Set up as a clandestine society to support Germany's wanted war criminals after World War II, Stille Hilfe - Silent Help - is now very much up-to-date.

Evidence is emerging that the organisation is protecting and educating a new generation of German Nazis, playing a key role in fostering the neo-Nazi scene.

Joerg Fischer, a former member and key player in the organisation, says it has penetrated high levels of German political and judicial society and wields enormous power.

Now 32, Joerg was first recruited to the far-right cause when he was only 13.

These are Nazis in pin-stripe suits but they're just as dangerous as the nazis in the street who do the killing

Former neo-Nazi Joerg Fischer
It was a state employee who introduced him. His social worker suggested he come along to meetings and join the "Brown Comrades" of the main neo-Nazi party, the NPD.

By 18, he was regional deputy leader. He became a founder member of another far-right party. He was responsible for preparing leaflets, writing party literature and planning demonstrations.

Stille Hilfe assigned him a lawyer of its own to keep him and his projects out of obvious trouble.

He was told his future as a far-right activist was a glowing one.

Power in the wings

But Joerg then began to realise the scale of Stille Hilfe's support network and how efficiently partisan lawyers were allowing people who had clearly broken the law to evade punishment.

"These are Nazis in pin-stripe suits, they're not the kind you might see running down the street after foreign immigrants," he says.

When a neo-Nazi faces trial, he'll do his utmost to get before a Bavarian court, because the whole legal system is likely to be much more lenient

Joerg Fischer
"But they have real influence on the political scene in Germany. And they work very powerfully in the wings, so that they're not easily recognised and for that reason they're just as dangerous as the Nazis in the street who do the killing."

And when there was a spate of vicious arson attacks on asylum seekers in Germany in the early 1990s, he says he found himself unable to stand on the same side as the culprits.

He also realised he was gay - a fact which sat less than easily with his NPD membership.

And warning signs were flashing about the type of people he had to support.

Bavarian stronghold

Joerg talks openly about the levels of power Stille Hilfe's activists have attained.

He puts the endless delays and obstructions of several high-profile prosecutions against Nazi war criminals very firmly down to the group's activities.

NPD demonstration
A social worker introduced Joerg to the NPD
He says they are close to senior parliamentarians.
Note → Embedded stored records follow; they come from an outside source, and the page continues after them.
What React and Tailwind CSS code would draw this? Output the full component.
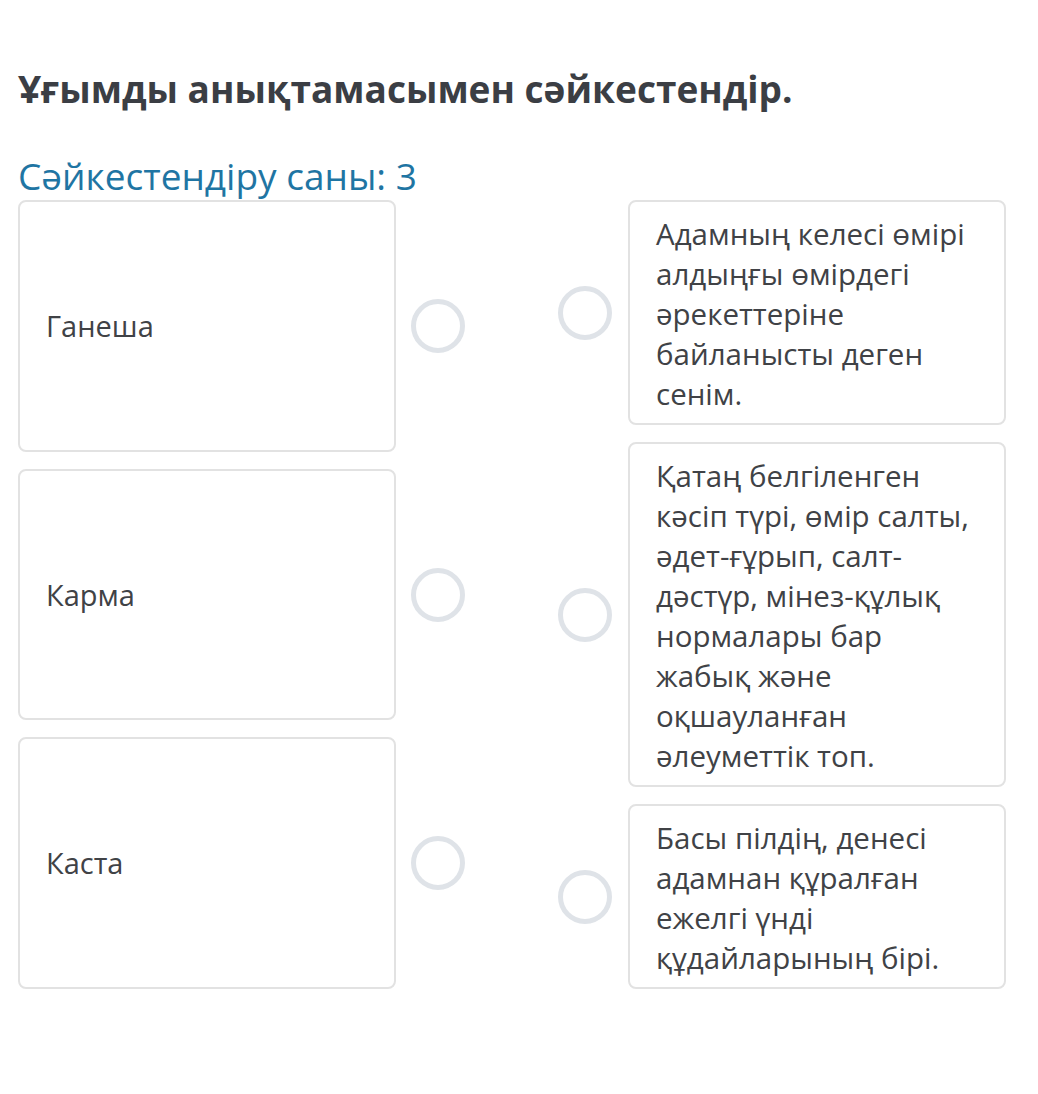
const terms = ["Ганеша", "Карма", "Каста"];

const definitions = [
  "Адамның келесі өмірі алдыңғы өмірдегі әрекеттеріне байланысты деген сенім.",
  "Қатаң белгіленген кәсіп түрі, өмір салты, әдет-ғұрып, салт-дәстүр, мінез-құлық нормалары бар жабық және оқшауланған әлеуметтік топ.",
  "Басы пілдің, денесі адамнан құралған ежелгі үнді құдайларының бірі.",
];

function Circle() {
  return <div className="w-[54px] h-[54px] rounded-full border-[5px] border-[#dfe3e8] shrink-0" />;
}

export default function App() {
  return (
    <div
      className="min-h-[1094px] bg-white pl-[18px] pr-[32px] pt-[64px] text-[#404246]"
      style={{ fontFamily: '"Open Sans", "Noto Sans", sans-serif' }}
    >
      <h1 className="text-[37px] font-bold leading-[50px] text-[#3b3e44]">
        Ұғымды анықтамасымен сәйкестендір.
      </h1>
      <p className="mt-[38px] text-[37px] leading-[48px] text-[#1f75a3]">Сәйкестендіру саны: 3</p>

      <div className="flex">
        <div className="flex flex-col gap-[17px] w-[468px]">
          {terms.map((t) => (
            <div key={t} className="flex-1 flex items-center">
              <div className="self-stretch w-[378px] flex items-center rounded-lg border-2 border-[#e2e2e2] px-[26px] text-[29px]">
                {t}
              </div>
              <div className="ml-[15px]">
                <Circle />
              </div>
            </div>
          ))}
        </div>
        <div className="ml-[73px] flex flex-col gap-[17px]">
          {definitions.map((d) => (
            <div key={d} className="flex items-center">
              <Circle />
              <div className="ml-[16px] w-[378px] rounded-lg border-2 border-[#e2e2e2] pl-[26px] pr-[30px] pt-[12px] pb-[9px] text-[29.5px] leading-[40px]">
                {d}
              </div>
            </div>
          ))}
        </div>
      </div>
    </div>
  );
}
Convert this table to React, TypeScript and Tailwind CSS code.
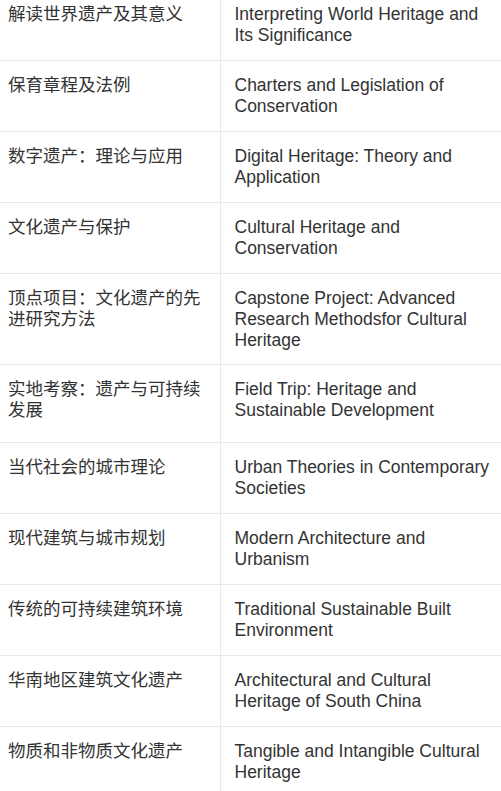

He says he even knows of one case where a Stille Hilfe lawyer shares an office with a Conservative member of parliament in the southern region of Bavaria - a particular stronghold of power.

"It's no surprise, when you consider that the most radically right-wing and neo-Nazi publishers and newspapers are based there, that that's where most far-right demonstrations take place," he says.

"When a neo-Nazi faces trial, he'll do his utmost to get before a Bavarian court, because that's where very many Stille Hilfe lawyers operate and where the whole legal system is likely to be much more lenient".

Silent topic

Although there are leading politicians in Germany who have condemned Stille Hilfe's activities as a national scandal, it is still not a story that gets talked about much in Berlin.

And there are no plans whatsoever to ban Stille Hilfe in Germany.

The state security service has officially described them as "harmless" and there has never been an open debate in parliament about them.

Hardly the "national scandal" their opponents speak of.

Paul Henley investigated the activities of Stille Hilfe for BBC Radio Five Live's Euronews.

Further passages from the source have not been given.